Guideline weights (adjust to your situation, but avoid extremes):

  • Price: 40–60%
  • Delivery time: 10–25%
  • Service and SLA: 15–30%
  • Supporting documents (certificates, statuses, letters, warranty): 5–15%

This range helps avoid skewing the evaluation toward a single parameter. If you give price 80–90%, you effectively say timelines and support hardly matter — then don’t be surprised by delivery and repair risks.

A quick sanity check: imagine two proposals. The first is 5% cheaper but takes twice as long and offers support only during business hours. The second is more expensive but delivers faster and provides 24/7 support with defined reaction times. If your weights make the first almost always win even when downtime is critical, your weights don’t match reality.

Record the rationale for weights in the protocol with simple phrases: why the deadline matters (commissioning date), why service matters (downtime risk), why documents matter (verifiability and acceptance). For Kazakhstan, localization and domestic manufacturer status (including ISO) may be a separate topic. If there are suppliers with local production and service networks, like GSE.kz, account for those differences only through measurable criteria and proofs, not promises.

Step by step: building an evaluation matrix for the committee

A matrix ensures the committee compares bids consistently and avoids disputes about interpretations.
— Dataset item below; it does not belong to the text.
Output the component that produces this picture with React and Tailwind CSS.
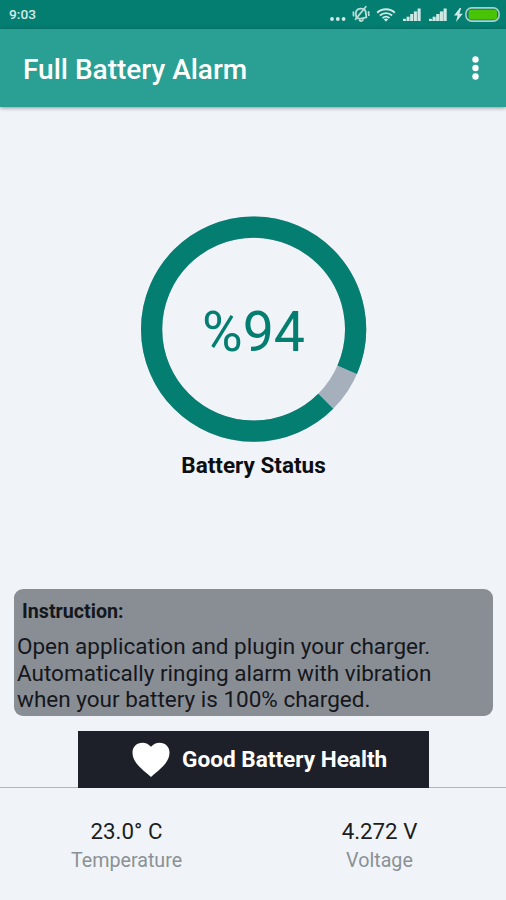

When criteria and calculation rules are described in advance, participants prepare supporting evidence more easily and reviewers understand the decision logic.

Start with a draft table: criterion, weight, scale, formula, proof documents.

Five steps that usually work

  1. Define the procurement scope by scenarios: office PCs for typical tasks, servers for specific services, delivery to remote branches, rack installation requirements. This helps identify where delivery time matters most and where reliability is paramount.

  2. Separate mandatory requirements from evaluative ones. Mandatory items are admission criteria (yes/no): compatibility, basic specs, presence of a service network, statuses and certificates. For each, set the confirmation format: product datasheet, manufacturer letter, certificates, reference lists, SLA.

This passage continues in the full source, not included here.